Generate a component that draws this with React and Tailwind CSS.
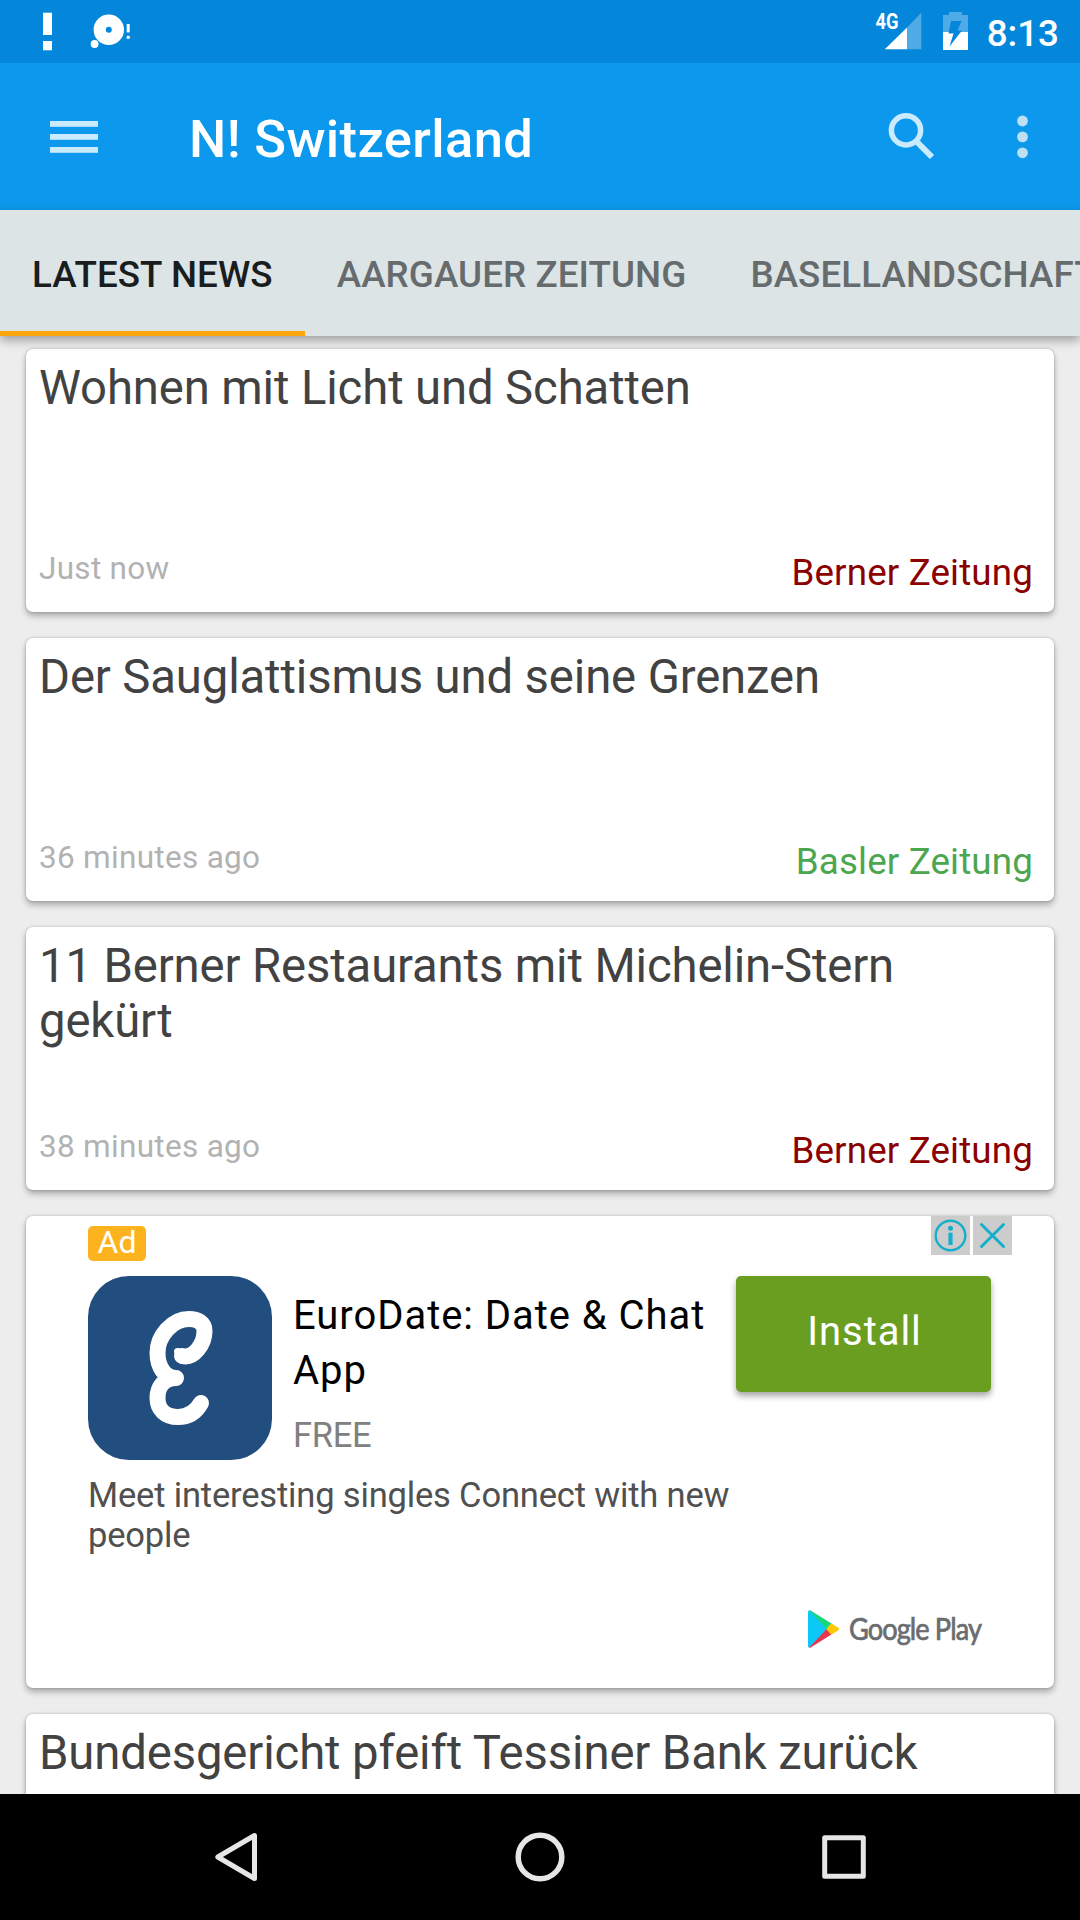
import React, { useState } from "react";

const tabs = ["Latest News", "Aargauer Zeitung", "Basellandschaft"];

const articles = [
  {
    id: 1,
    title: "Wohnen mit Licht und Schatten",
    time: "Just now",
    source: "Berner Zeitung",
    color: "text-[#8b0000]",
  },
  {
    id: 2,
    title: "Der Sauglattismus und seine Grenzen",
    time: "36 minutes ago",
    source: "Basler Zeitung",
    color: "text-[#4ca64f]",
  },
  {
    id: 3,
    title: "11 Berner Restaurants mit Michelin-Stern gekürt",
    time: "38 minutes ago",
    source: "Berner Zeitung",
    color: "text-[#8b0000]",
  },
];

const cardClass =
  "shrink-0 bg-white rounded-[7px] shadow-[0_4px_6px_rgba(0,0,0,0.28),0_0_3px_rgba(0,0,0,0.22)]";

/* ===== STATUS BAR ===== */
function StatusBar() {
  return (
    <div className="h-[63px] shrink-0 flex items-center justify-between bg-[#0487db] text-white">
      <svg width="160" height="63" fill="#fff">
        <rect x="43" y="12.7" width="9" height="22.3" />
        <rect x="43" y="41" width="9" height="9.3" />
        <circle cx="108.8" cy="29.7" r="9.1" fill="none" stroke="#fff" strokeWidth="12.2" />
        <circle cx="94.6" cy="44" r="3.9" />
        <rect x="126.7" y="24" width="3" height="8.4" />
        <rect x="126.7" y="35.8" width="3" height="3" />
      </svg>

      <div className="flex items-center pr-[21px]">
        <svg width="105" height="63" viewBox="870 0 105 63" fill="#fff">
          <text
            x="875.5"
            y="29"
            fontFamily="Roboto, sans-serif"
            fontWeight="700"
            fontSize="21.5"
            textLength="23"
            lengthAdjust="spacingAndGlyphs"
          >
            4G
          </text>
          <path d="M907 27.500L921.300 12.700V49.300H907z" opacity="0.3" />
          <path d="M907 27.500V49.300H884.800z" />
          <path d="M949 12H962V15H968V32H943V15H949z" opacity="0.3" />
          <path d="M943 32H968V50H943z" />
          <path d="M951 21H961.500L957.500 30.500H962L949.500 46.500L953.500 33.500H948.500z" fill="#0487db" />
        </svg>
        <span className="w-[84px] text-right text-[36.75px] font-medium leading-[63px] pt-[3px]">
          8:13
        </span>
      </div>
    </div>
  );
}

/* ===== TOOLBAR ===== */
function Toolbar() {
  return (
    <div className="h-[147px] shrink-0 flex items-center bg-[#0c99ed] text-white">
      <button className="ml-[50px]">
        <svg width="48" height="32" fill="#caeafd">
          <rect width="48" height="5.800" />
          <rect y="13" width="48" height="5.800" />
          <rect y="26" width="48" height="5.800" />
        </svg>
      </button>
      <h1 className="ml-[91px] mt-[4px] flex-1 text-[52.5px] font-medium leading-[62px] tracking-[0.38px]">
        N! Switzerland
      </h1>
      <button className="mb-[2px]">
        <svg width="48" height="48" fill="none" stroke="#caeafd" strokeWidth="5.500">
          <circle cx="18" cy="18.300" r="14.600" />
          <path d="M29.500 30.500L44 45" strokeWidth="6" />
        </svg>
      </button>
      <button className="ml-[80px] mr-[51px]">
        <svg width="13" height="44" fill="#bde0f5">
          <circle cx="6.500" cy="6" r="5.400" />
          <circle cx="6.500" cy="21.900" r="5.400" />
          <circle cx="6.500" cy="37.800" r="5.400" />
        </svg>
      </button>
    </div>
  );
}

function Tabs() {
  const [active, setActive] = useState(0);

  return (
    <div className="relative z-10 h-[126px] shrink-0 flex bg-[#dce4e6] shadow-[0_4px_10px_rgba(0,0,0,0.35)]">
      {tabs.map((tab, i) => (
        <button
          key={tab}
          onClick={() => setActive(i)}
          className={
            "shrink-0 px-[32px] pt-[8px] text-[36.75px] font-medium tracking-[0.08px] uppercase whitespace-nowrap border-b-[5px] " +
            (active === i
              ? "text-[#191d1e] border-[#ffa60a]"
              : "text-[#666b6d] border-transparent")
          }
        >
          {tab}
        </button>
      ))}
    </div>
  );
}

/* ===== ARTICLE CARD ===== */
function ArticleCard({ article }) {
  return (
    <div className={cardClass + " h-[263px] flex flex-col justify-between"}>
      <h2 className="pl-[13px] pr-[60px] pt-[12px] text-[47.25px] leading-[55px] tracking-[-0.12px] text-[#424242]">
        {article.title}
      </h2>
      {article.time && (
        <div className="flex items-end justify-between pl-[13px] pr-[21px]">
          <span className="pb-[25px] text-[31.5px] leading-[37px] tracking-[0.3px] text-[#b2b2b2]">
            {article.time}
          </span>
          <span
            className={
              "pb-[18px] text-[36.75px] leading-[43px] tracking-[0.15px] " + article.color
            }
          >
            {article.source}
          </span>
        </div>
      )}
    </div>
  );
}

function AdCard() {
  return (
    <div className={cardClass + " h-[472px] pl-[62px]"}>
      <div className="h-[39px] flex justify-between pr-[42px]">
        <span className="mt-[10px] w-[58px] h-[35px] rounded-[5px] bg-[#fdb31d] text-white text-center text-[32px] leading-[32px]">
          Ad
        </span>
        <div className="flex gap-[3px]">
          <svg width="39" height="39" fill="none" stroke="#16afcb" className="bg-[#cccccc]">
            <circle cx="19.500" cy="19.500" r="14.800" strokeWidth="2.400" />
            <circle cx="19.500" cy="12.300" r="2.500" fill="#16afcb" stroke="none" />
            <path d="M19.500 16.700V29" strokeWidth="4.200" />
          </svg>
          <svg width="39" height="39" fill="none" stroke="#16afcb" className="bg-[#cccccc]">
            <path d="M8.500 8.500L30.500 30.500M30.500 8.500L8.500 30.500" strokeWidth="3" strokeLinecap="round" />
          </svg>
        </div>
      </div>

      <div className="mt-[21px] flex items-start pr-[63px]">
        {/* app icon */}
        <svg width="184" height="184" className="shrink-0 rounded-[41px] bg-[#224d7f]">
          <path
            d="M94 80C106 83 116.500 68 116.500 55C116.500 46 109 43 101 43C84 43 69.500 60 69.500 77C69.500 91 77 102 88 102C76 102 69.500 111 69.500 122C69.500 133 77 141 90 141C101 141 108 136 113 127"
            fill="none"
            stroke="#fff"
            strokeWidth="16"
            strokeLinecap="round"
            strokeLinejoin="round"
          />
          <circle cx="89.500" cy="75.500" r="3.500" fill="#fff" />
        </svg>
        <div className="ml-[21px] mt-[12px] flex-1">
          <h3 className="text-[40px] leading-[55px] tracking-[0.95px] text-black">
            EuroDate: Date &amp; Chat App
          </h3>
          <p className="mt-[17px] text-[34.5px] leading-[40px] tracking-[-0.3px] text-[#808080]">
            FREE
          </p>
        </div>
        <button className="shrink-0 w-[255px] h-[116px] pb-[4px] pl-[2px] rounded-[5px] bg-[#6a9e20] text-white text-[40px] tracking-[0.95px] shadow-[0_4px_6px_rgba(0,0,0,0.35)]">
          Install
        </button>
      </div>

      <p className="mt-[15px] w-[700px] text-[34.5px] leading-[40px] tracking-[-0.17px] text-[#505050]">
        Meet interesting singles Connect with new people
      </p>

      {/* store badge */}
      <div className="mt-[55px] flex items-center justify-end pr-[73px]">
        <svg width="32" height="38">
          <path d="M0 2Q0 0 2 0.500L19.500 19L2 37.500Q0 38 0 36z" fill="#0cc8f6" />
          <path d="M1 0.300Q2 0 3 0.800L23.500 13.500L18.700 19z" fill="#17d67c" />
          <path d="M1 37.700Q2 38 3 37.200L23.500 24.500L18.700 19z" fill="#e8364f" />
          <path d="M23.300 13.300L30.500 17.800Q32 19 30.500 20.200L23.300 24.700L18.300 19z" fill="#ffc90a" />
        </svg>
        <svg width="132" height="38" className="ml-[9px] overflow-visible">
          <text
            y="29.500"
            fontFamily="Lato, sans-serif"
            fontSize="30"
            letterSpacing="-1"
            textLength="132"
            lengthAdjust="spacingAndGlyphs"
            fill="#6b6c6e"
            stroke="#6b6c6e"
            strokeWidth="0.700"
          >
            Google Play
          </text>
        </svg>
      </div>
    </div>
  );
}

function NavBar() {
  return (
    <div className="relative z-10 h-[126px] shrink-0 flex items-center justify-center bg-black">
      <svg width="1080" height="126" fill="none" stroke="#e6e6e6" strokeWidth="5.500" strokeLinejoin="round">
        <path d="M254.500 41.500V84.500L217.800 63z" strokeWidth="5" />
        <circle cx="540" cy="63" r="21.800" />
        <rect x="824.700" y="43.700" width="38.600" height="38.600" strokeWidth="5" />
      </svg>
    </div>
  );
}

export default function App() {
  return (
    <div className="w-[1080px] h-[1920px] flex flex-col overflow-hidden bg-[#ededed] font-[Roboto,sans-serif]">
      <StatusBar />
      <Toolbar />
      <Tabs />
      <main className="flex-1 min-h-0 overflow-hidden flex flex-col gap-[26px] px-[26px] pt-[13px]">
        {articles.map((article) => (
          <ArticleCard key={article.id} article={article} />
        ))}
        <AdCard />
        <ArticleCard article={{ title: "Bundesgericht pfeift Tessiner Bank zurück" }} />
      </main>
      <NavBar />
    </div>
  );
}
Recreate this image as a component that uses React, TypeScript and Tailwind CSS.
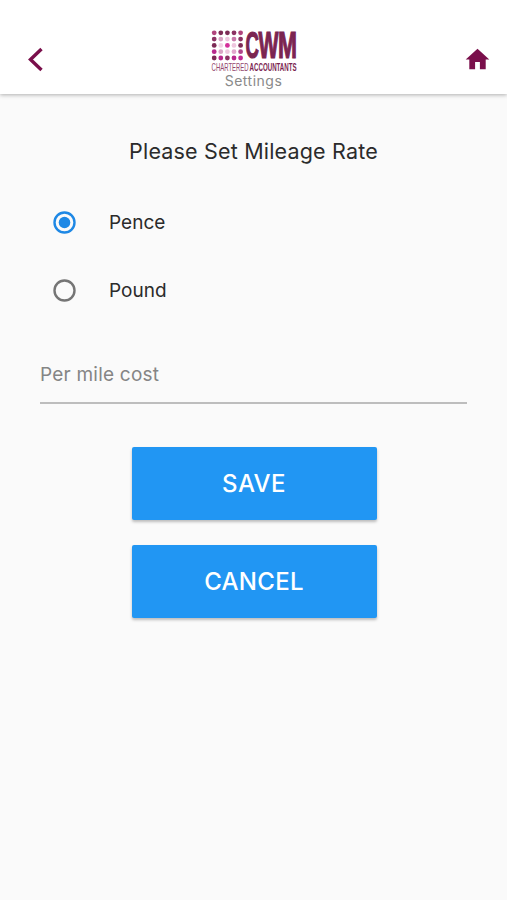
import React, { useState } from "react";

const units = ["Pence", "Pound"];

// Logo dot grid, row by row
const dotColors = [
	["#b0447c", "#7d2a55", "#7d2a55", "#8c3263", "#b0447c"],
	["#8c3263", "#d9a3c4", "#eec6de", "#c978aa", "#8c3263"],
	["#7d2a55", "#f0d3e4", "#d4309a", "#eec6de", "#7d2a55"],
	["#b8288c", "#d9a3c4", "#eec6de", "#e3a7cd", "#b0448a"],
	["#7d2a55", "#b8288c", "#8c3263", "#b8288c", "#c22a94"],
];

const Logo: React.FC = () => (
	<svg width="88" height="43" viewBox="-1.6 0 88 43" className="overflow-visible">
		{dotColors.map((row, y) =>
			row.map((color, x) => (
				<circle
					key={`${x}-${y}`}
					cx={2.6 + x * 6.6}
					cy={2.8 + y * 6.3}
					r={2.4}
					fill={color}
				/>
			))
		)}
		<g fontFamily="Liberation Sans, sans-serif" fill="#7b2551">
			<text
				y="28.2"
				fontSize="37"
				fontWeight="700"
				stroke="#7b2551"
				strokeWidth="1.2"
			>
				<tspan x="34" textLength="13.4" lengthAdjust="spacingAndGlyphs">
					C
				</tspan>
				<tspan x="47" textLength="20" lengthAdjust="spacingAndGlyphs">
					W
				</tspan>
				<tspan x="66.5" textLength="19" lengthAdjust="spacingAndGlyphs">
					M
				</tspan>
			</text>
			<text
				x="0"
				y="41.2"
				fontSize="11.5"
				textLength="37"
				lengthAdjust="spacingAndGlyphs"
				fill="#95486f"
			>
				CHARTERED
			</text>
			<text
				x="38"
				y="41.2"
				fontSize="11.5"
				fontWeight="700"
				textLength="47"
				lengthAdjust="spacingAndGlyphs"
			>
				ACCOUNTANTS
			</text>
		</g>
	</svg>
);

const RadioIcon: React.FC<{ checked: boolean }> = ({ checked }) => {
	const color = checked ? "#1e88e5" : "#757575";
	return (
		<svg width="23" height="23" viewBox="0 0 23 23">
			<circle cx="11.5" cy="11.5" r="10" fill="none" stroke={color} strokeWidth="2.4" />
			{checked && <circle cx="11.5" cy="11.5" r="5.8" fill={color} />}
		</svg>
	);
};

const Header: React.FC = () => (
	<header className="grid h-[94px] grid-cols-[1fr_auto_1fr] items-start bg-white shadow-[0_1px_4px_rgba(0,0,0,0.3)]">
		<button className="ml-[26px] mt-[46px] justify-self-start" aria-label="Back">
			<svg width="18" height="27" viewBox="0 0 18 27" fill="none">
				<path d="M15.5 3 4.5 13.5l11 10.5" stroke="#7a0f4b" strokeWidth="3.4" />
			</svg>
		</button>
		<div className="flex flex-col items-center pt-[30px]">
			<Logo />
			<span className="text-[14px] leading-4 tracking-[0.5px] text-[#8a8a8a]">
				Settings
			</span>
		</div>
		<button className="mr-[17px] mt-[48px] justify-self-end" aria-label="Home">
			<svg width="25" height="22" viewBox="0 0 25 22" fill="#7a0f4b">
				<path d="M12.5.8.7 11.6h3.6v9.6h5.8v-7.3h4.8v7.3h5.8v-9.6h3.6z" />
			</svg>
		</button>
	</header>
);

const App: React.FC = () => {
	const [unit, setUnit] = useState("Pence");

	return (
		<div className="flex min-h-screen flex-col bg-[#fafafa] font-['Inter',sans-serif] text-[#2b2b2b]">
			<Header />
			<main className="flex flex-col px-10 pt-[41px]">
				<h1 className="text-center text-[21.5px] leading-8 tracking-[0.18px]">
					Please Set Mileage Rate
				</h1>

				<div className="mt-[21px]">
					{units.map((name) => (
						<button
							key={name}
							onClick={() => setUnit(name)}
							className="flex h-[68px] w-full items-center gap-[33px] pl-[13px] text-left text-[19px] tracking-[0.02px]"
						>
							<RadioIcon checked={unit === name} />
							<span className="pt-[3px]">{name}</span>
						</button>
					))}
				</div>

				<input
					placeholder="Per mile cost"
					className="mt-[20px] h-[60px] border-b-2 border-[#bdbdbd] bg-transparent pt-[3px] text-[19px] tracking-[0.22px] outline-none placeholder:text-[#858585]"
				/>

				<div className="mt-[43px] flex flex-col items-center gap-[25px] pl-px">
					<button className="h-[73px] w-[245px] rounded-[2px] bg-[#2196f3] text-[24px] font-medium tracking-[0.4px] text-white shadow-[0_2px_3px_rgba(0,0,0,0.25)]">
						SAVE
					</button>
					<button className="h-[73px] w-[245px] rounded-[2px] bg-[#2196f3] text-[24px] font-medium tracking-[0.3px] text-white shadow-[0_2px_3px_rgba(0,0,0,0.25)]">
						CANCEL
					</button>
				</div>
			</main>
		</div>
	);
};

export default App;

What is needed.
State how many lines of the listing above hold the word "Tailwind", with nothing but the number.

Exercise answer.
2